Читаем История - нескончаемый спор полностью

Но воздержимся от того, чтобы применять одну и ту же мерку ко всем советским историкам без разбора. Они были очень разными, и важно, чтобы представители молодого поколения это понимали. Несколько лет назад в руководимом мною семинаре выступил с докладом молодой историк, который, подвергнув анализу методологические предпосылки, лежавшие в основе трудов советских историков, полностью отрицал их как научно несостоятельные. Я полагаю, что он и прав, и неправ. Прав, поскольку предпосылки эти были очень ограниченными и односторонними, вследствие чего и полученные историками результаты оказались мало удовлетворительными. В итоге от этой историографии осталось немного действенного — по большей части она мертва. Но этот молодой докладчик не принял во внимание того факта, что драма идей, продемонстрированная в раскритикованных и отвергнутых им трудах, была вместе с тем и драмой людей, исследователей, которые были поставлены в невыносимые условия. В силу этих ненормальных условий советские историки оказались не в состоянии, за редкими исключениями, выполнить функцию посредников между людьми прошлого и современным им обществом.

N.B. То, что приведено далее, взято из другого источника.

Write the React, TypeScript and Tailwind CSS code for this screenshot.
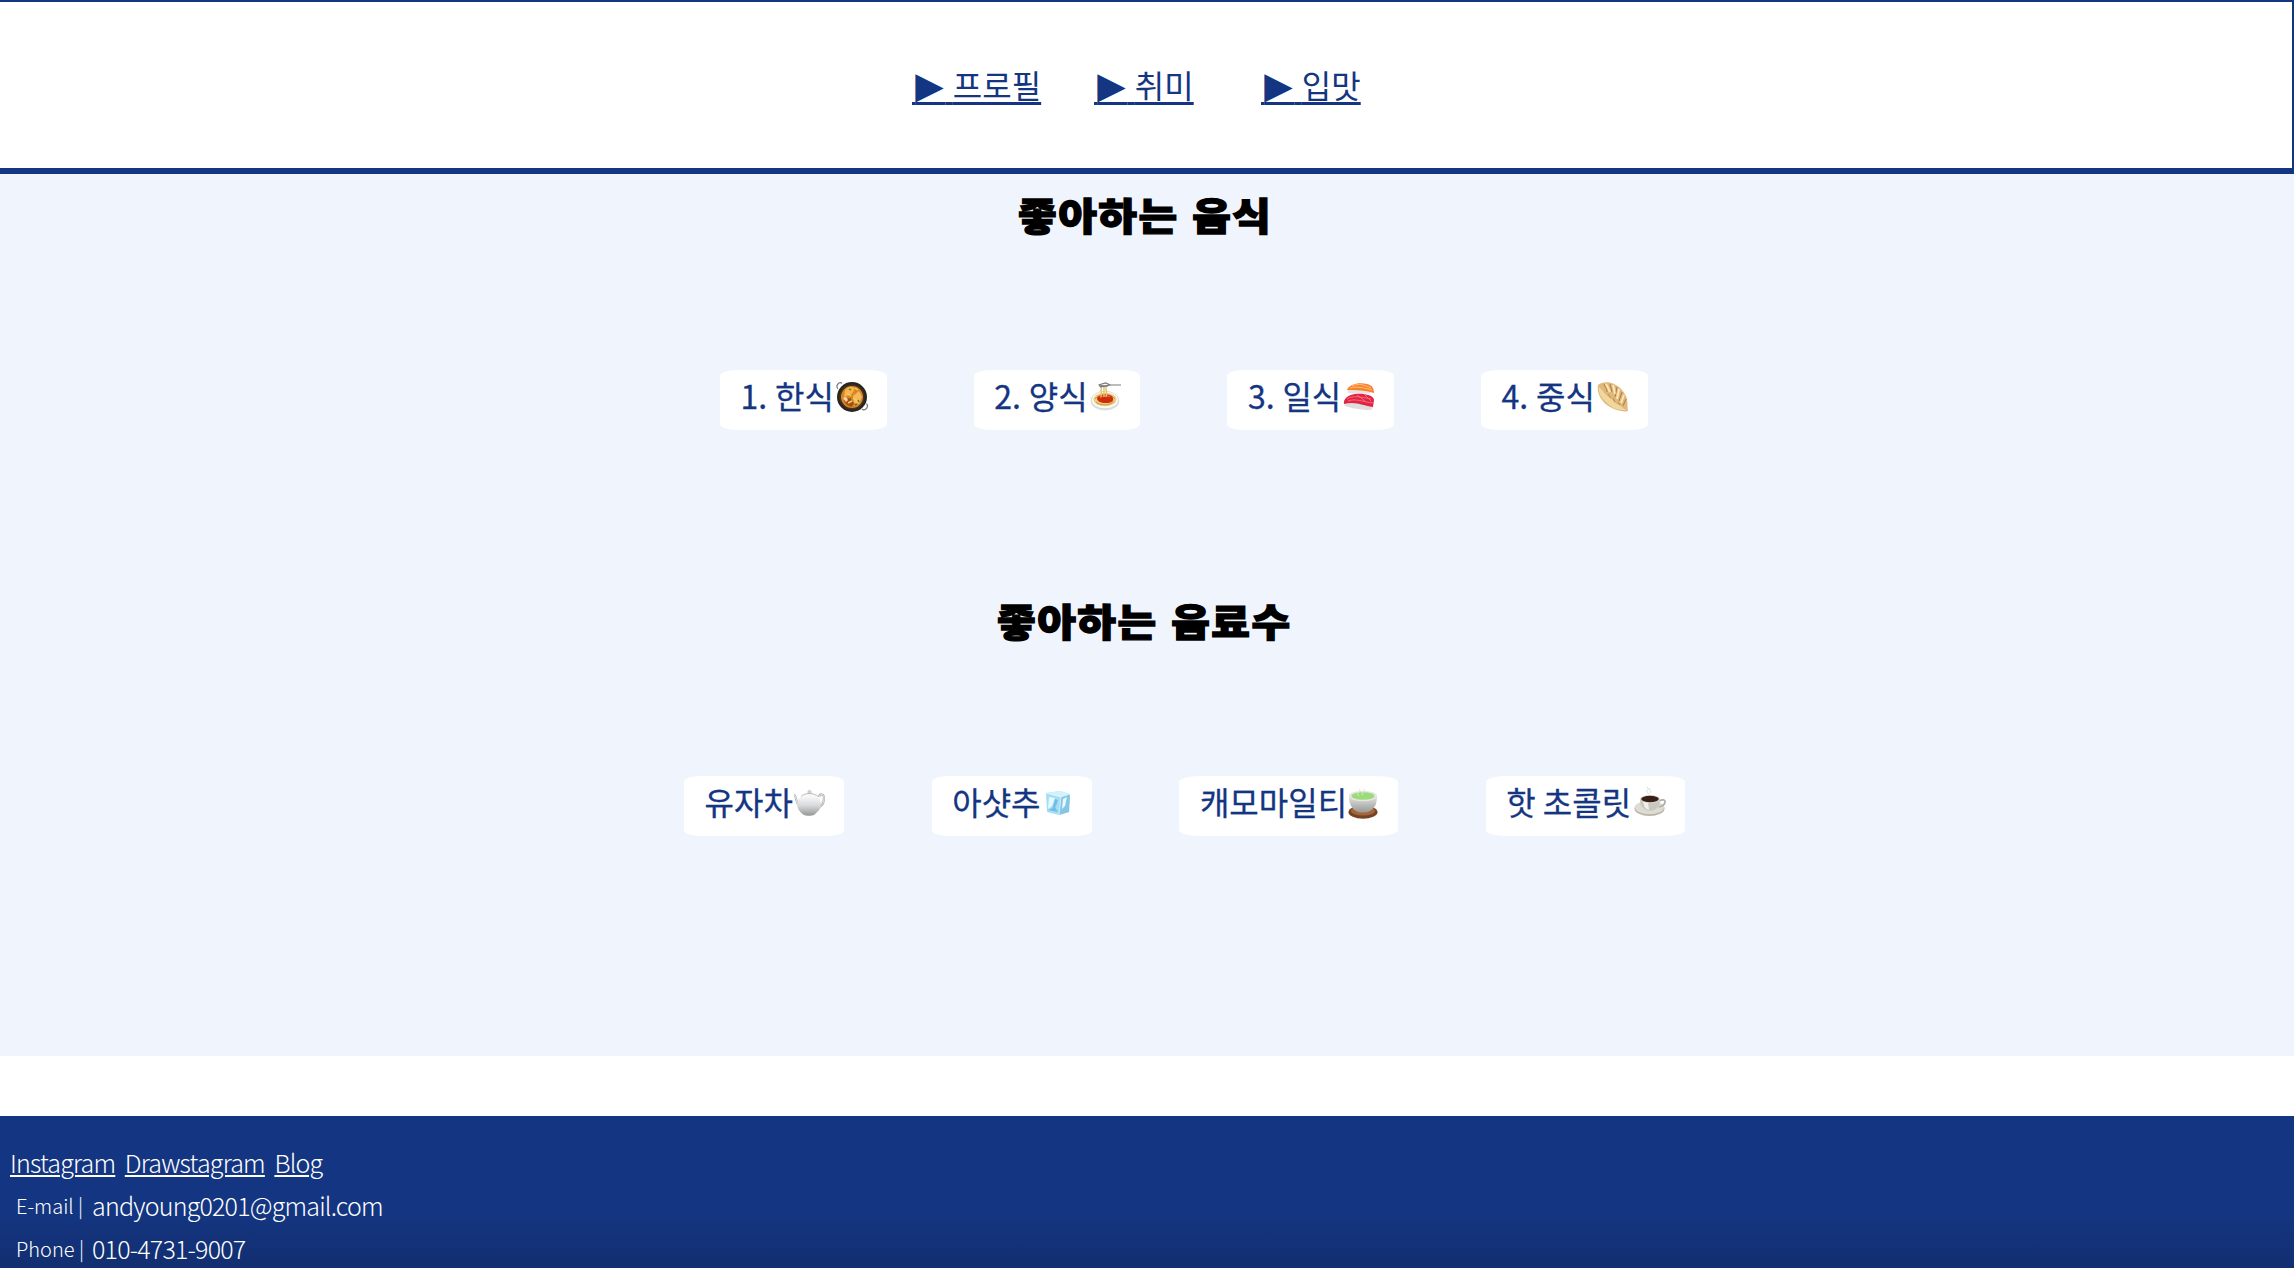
import type { ReactNode } from 'react';

function Icon({ children }: { children: ReactNode }) {
  return (
    <svg viewBox="0 0 32 32" className="mt-[11px] h-8 w-8 shrink-0" aria-hidden="true">
      {children}
    </svg>
  );
}

const Stew = () => (
  <Icon>
    <g fill="none" stroke="#77736e" strokeWidth="1.2">
      <path d="M1.8 7.8C-.4 4.5 2.5.5 6.2 2.2" />
      <path d="M30.5 22.5c2.4 3.2-.7 7.7-4.6 5.8" />
    </g>
    <circle cx="16" cy="16" r="15" fill="#292620" />
    <circle cx="16" cy="16" r="12.5" fill="#453421" />
    <circle cx="16" cy="16" r="11" fill="#dc8422" />
    <path d="M9 9c4-5 8-3 10-2l-3 6-8 3z" fill="#f5b34a" />
    <path d="M17 15l6-5 3 6-3 7-5-1z" fill="#f3b95b" />
    <path d="M8 19l5-2 5 5-2 4c-4-1-7-3-8-7z" fill="#a84d17" />
    <path d="M7 17l3-1 2 3-2 2z" fill="#f7dcae" />
    <path d="M11 12l4 3M19 7l3 2M17 17l4 3M12 22l4-2" stroke="#e9d16c" strokeWidth="1.5" />
    <path d="M13 8l2 1M22 19l1 2M19 24l2-1M14 17l1 2" stroke="#537029" strokeWidth="1.3" />
  </Icon>
);

const Pasta = () => (
  <Icon>
    <ellipse cx="16" cy="20" rx="14.3" ry="9.5" fill="#dcdee0" />
    <ellipse cx="16" cy="19" rx="13.6" ry="8.8" fill="#fafafa" stroke="#c9cbcd" strokeWidth=".6" />
    <ellipse cx="16" cy="18.5" rx="11.5" ry="6.8" fill="#eccf80" />
    <path d="M6 18c3-5 16-7 20 0M7 21c4 4 14 4 18-1" fill="none" stroke="#c89a45" />
    <path d="M8 17c2-4 14-5 16 0 1 3-2 5-7 5-6 0-9-2-9-5z" fill="#cf2b0d" />
    <path d="M11 17c2-3 7-3 10-1" stroke="#f36035" strokeWidth="1.5" fill="none" />
    <path d="M13 4c-2 4 0 8-1 12M15 4v12M17 4c-1 4 2 7 0 12" stroke="#e3c266" strokeWidth="1.4" fill="none" />
    <path d="M9.500 4l7-2 5 2h10.500M10 4.800l7-.2 5-.6M11 6l8-1" stroke="#777a7e" strokeWidth="1.2" fill="none" />
  </Icon>
);

const Sushi = () => (
  <Icon>
    <path d="M4 8l24 2-1 3c-8-1-16 0-22-1z" fill="#e5e6e2" />
    <path d="M4 9c2-6 12-8 20-6 5 1 7 4 7 9-9-3-18-3-27-3z" fill="#fa7f2e" />
    <path d="M9 5c7-3 13-1 19 2M7 7c7-2 15 0 22 2" stroke="#ffc178" fill="none" />
    <path d="M1 22c6-4 21 1 29 2 0 3-1 5-3 5-9 0-19-2-25-4z" fill="#dedfda" />
    <path d="M1 23c-1-5 4-9 11-10 8-1 19 1 19 6l-1 7c-10-1-17-6-29-3z" fill="#df2543" />
    <path d="M4 18c6-4 14-2 24 0M5 20c8-3 15 1 25 2M14 14l8 6M22 14l6 6" stroke="#ff7986" strokeWidth=".8" fill="none" />
  </Icon>
);

const Dumpling = () => (
  <Icon>
    <path d="M1 4C4 1 12 0 17 3c5 2 9 6 12 12 2 4 1 9 2 15-2 1-9 0-14-2C8 25-1 15 1 4z" fill="#dfb87b" />
    <path d="M2 6c4 3 5 7 10 10 4 3 6 7 10 8 2 1 4 4 8 5-7 1-14-1-19-6C5 18 1 13 2 6z" fill="#f1d69d" />
    <path d="M7 3c1 3 3 4 3 8M13 3l2 8M20 6l-2 10M25 11l-3 9M29 18l-3 7" stroke="#b07c42" strokeWidth="1" fill="none" />
    <path d="M9 3l4 8M16 4l2 9M22 8l-2 10M27 14l-3 8" stroke="#ffe9b9" strokeWidth="1.8" fill="none" />
    <path d="M11 13l3 4M16 17l2 4M21 21l2 3" stroke="#c4935a" strokeWidth="1.2" fill="none" />
  </Icon>
);

const Teapot = () => (
  <Icon>
    <defs>
      <linearGradient id="pot" x1="0" y1="0" x2="0" y2="1">
        <stop stopColor="#fcfcfc" />
        <stop offset=".5" stopColor="#d9dadc" />
        <stop offset="1" stopColor="#969694" />
      </linearGradient>
    </defs>
    <path d="M1 8c3 0 1 10 7 12M26 10c1-4 5-3 5 1 0 5-2 9-8 10" fill="none" stroke="#a9adb1" strokeWidth="2.2" />
    <path d="M1 8c3 0 1 10 7 12M26 10c1-4 5-3 5 1 0 5-2 9-8 10" fill="none" stroke="#f4f5f5" strokeWidth=".8" />
    <path d="M4 17c0-6 5-9 12-9s12 3 12 9-4 8-7 11c-2 1-8 1-10 0-3-2-7-6-7-11z" fill="url(#pot)" />
    <path d="M8 9.500c4-4 13-4 17 0" fill="#f7f7f7" stroke="#a7adb3" strokeWidth=".8" />
    <circle cx="16.5" cy="5" r="1.6" fill="#d8dadd" stroke="#a7adb3" strokeWidth=".6" />
  </Icon>
);

const Ice = () => (
  <Icon>
    <path d="M5 6L19 4l10 3-1 18-10 3-12-3z" fill="#a5ddf3" />
    <path d="M5 6L19 4l10 3-9 3z" fill="#d3f3fc" />
    <path d="M20 10l9-3-1 18-10 3z" fill="#86c6e4" />
    <path d="M8 10l6 1-3 8-4 3zM22 12l4-2-2 9-3 3z" fill="#e5faff" />
    <path d="M14 12l3 1-2 6-4 4zM7 23l7-3 3 5z" fill="#6dbfe7" />
    <path d="M5 6l15 4 9-3M20 10l-2 18" stroke="#e4f8fd" strokeWidth=".7" fill="none" />
  </Icon>
);

const Tea = () => (
  <Icon>
    <defs>
      <linearGradient id="cup" x1="0" y1="0" x2="0" y2="1">
        <stop stopColor="#f1f1ef" />
        <stop offset="1" stopColor="#989896" />
      </linearGradient>
    </defs>
    <ellipse cx="16" cy="25.2" rx="14.5" ry="6.5" fill="#754323" />
    <ellipse cx="16" cy="24" rx="12" ry="4.5" fill="#a3663c" />
    <path d="M2 9c0-4 28-4 28 0 0 8-2 12-7 15-3 2-11 2-14 0C4 21 2 16 2 9z" fill="url(#cup)" />
    <ellipse cx="16" cy="9" rx="14" ry="5.3" fill="#e5e5e1" />
    <ellipse cx="16" cy="9" rx="11.5" ry="3.8" fill="#9bdc78" />
    <path d="M12 9c-5-4 4-3 0-7M16 8c-3-3 4-3 1-6" stroke="#e0e3df" fill="none" />
  </Icon>
);

const Coffee = () => (
  <Icon>
    <ellipse cx="15.5" cy="21.5" rx="15" ry="7.5" fill="#b8b4aa" />
    <ellipse cx="15.5" cy="20.5" rx="14.5" ry="6.8" fill="#dedbd2" />
    <path d="M25 14c8-4 8 4 0 6" stroke="#b0aea8" strokeWidth="1.8" fill="none" />
    <path d="M6 12c0-4 20-4 20 0 0 7-2 9-6 11-2 1-6 1-8 0-4-2-6-5-6-11z" fill="#c9c7bf" />
    <path d="M9 15l2 6 4 2-1-8z" fill="#f1efea" />
    <ellipse cx="16" cy="12" rx="10" ry="4" fill="#e4e1db" />
    <ellipse cx="16" cy="12" rx="8.8" ry="3.2" fill="#372017" />
    <path d="M15 7c-6-4 2-3-2-7M16 6c3-2-2-3 0-5" stroke="#d9dadb" fill="none" />
  </Icon>
);

function Pill({ className, text, children }: { className: string; text: string; children: ReactNode }) {
  return (
    <li className={`flex h-[60px] justify-between whitespace-pre rounded-[10%] bg-white pr-[19px] pl-[20.5px] leading-[51px] ${className}`}>
      <span>{text}</span>
      {children}
    </li>
  );
}

function NavLink({ className, text }: { className: string; text: string }) {
  return (
    <a href="#" className={`block whitespace-pre ${className}`}>
      <span className="underline decoration-[3px] underline-offset-[3.5px] [text-decoration-skip-ink:none]">
        <span className="font-['DejaVu_Sans'] text-[10px]"> </span>
        <span className="font-['DejaVu_Sans'] text-[37px] leading-none tracking-[2px]">▶</span>
        <span> {text}</span>
      </span>
    </a>
  );
}

function Title({ className, text }: { className: string; text: string }) {
  return (
    <div className={`h-[196px] pt-[10px] ${className}`}>
      <h1 className="origin-[0_50%] scale-y-[0.9] text-[42px] leading-[60px] font-black tracking-[1.5px] whitespace-nowrap text-black [word-spacing:2.5px] [-webkit-text-stroke:1.5px_black]">
        {text}
      </h1>
    </div>
  );
}

export default function App() {
  return (
    <div className="flex h-[1268px] flex-col overflow-hidden bg-white font-['Noto_Sans_CJK_KR',sans-serif] text-[32px] text-[#143682]">
      <header className="h-[174px] shrink-0 border-t-2 border-r-2 border-b-[6px] border-[#143682]">
        <nav className="flex pt-[58px] pl-[912px] leading-[48px]">
          <NavLink className="w-[182px]" text="프로필" />
          <NavLink className="w-[167px]" text="취미" />
          <NavLink className="w-[100px]" text="입맛" />
        </nav>
      </header>

      <main className="h-[882px] shrink-0 bg-[#eff4fd]">
        <section className="h-[406px]">
          <Title className="pl-[1018px]" text="좋아하는 음식" />
          <ul className="flex gap-[87px] pl-[720px] [word-spacing:0.7px] [-webkit-text-stroke:0.3px_#143682]">
            <Pill className="w-[166.7px]" text="1. 한식"><Stew /></Pill>
            <Pill className="w-[166.7px]" text="2. 양식"><Pasta /></Pill>
            <Pill className="w-[166.7px]" text="3. 일식"><Sushi /></Pill>
            <Pill className="w-[166.7px]" text="4. 중식"><Dumpling /></Pill>
          </ul>
        </section>
        <section>
          <Title className="pl-[997px]" text="좋아하는 음료수" />
          <ul className="flex gap-[87.3px] pl-[684px] [-webkit-text-stroke:0.3px_#143682]">
            <Pill className="w-[160.4px]" text="유자차"><Teapot /></Pill>
            <Pill className="w-[160.4px]" text="아샷추"><Ice /></Pill>
            <Pill className="w-[219px]" text="캐모마일티"><Tea /></Pill>
            <Pill className="w-[199px]" text="핫 초콜릿"><Coffee /></Pill>
          </ul>
        </section>
      </main>

      <footer className="mt-[60px] flex-1 bg-linear-to-b from-[#143682] from-60% to-[#122e70] pt-[25px] pl-[10px] text-[25px] leading-[43px] font-light tracking-[-0.8px] text-white">
        <div className="flex gap-[9.500px]">
          <a href="#" className="underline decoration-2 underline-offset-[2px]">Instagram</a>
          <a href="#" className="underline decoration-2 underline-offset-[2px]">Drawstagram</a>
          <a href="#" className="underline decoration-2 underline-offset-[2px]">Blog</a>
        </div>
        <p className="flex pl-[6px]">
          <span className="w-[76px] text-[20px] tracking-normal">E-mail |</span>andyoung0201@gmail.com
        </p>
        <p className="flex pl-[6px]">
          <span className="w-[76px] text-[20px] tracking-normal">Phone |</span>010-4731-9007
        </p>
      </footer>
    </div>
  );
}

Так обстояло дело во всем социалистическом лагере, пожалуй, лишь Польша представляла собой отрадное исключение. Позволю себе еще одно личное воспоминание. Когда в середине 70-х в бывшей Германской Демократической Республике был предпринят перевод моей книги «Категории средневековой культуры», его научным редактором выступил немецкий профессор-медиевист. Он не удовольствовался исправлением всех неточностей перевода (за что я ему, разумеется, благодарен), но внес в книгу многочисленные цитаты из сочинений Маркса и Ленина, равно как и из переведенных с русского учебников исторического материализма. Прочитав в рукописи эти дополнения, я, естественно, решительно воспротивился. Уважаемый профессор аргументировал необходимость этих «новаций» тем, что Германская Демократическая Республика находится на переднем крае идеологической борьбы между лагерем социализма и лагерем капитализма, и он не может допустить, чтобы опубликованный под его редакцией труд был политически беззубым. Я, тем не менее, не уступил, и в конце концов издательство, объяснив бдительному редактору, что автор книги — я, а не он, опубликовало ее в первоначальном виде. Тогда редактор счел необходимым присовокупить к моему тексту свое послесловие, в котором деликатно и вместе с тем решительно отмежевался от строптивого автора.

ИСТОРИК И ОБЩЕСТВО

В годы моей научной молодости сочинения историков имели двух адресатов: либо узкий круг специалистов, либо идеологических надзирателей и цензоров. Общество, в котором живет историк и для которого он, казалось бы, создает свои исследования, по сути дела, не принималось в расчет. Естественная и для обеих сторон необходимая «обратная связь» была нарушена, и это делало историческую науку стерильной и социально неэффективной. Может ли теперешний историк продолжать игнорировать эту связь?

Напомню слова И. Хёйзинги: историческое знание представляет собою одну из форм, в которых общество дает себе самоотчет. Обозревая историю, свою или всемирную, мы вольно или невольно сопоставляем себя с другими обществами и цивилизациями, и только путем подобного со- и противопоставления способны осознать самих себя. Основополагающее понятие, имплицитно используемое историками, — «другой». Человек меняется в ходе истории, ныне он не таков, каким был прежде, меняются мировидение и определяемая им система социального поведения. «Другой», человек давнего или недавнего прошлого, — это загадка, которую мы едва ли в состоянии разгадать, но от попытки разгадать ее вместе с тем не можем и уклониться. Наиболее тяжкий грех, в который способен впасть историк — и в который, к сожалению, очень часто впадают, — состоит в том, что он изображает человека иной эпохи подобным себе и своим современникам. «Другой» не означает «чужой». Во многом он схож с нами, но прежде всего необходимо выявить различия. Презумпция «инаковости» — постулат исторического познания.

Между нами и людьми прошлого устанавливается диалог, мы задаем людям, принадлежащим другим культурам и цивилизациям, вопросы, которые волнуют нас, и никаких других вопросов, помимо релевантных нашей культуре, мы задать не в состоянии. Каждая эпоха порождает новые вопросы, и мы неустанно обращаемся с этими вопросами к людям прошлого. Так движется историческое знание. Понятие «диалог» не есть метафора; я полагаю, его нужно понимать буквально. Ибо когда мы спрашиваем людей прошлого и ищем их ответы в оставленных ими памятниках, превращаемых нами в исторические источники, мы неизбежно наталкиваемся в них на феномены, которые не охватываются нашим вопросником. Мы не только задаем им вопросы, но и слышим голос людей прошлого, сообщающих нам нечто, нашими досье не предусмотренное. В этих случаях люди прошлого принимают активное участие в установленном с ними диалоге, побуждая нас формулировать новые вопросы.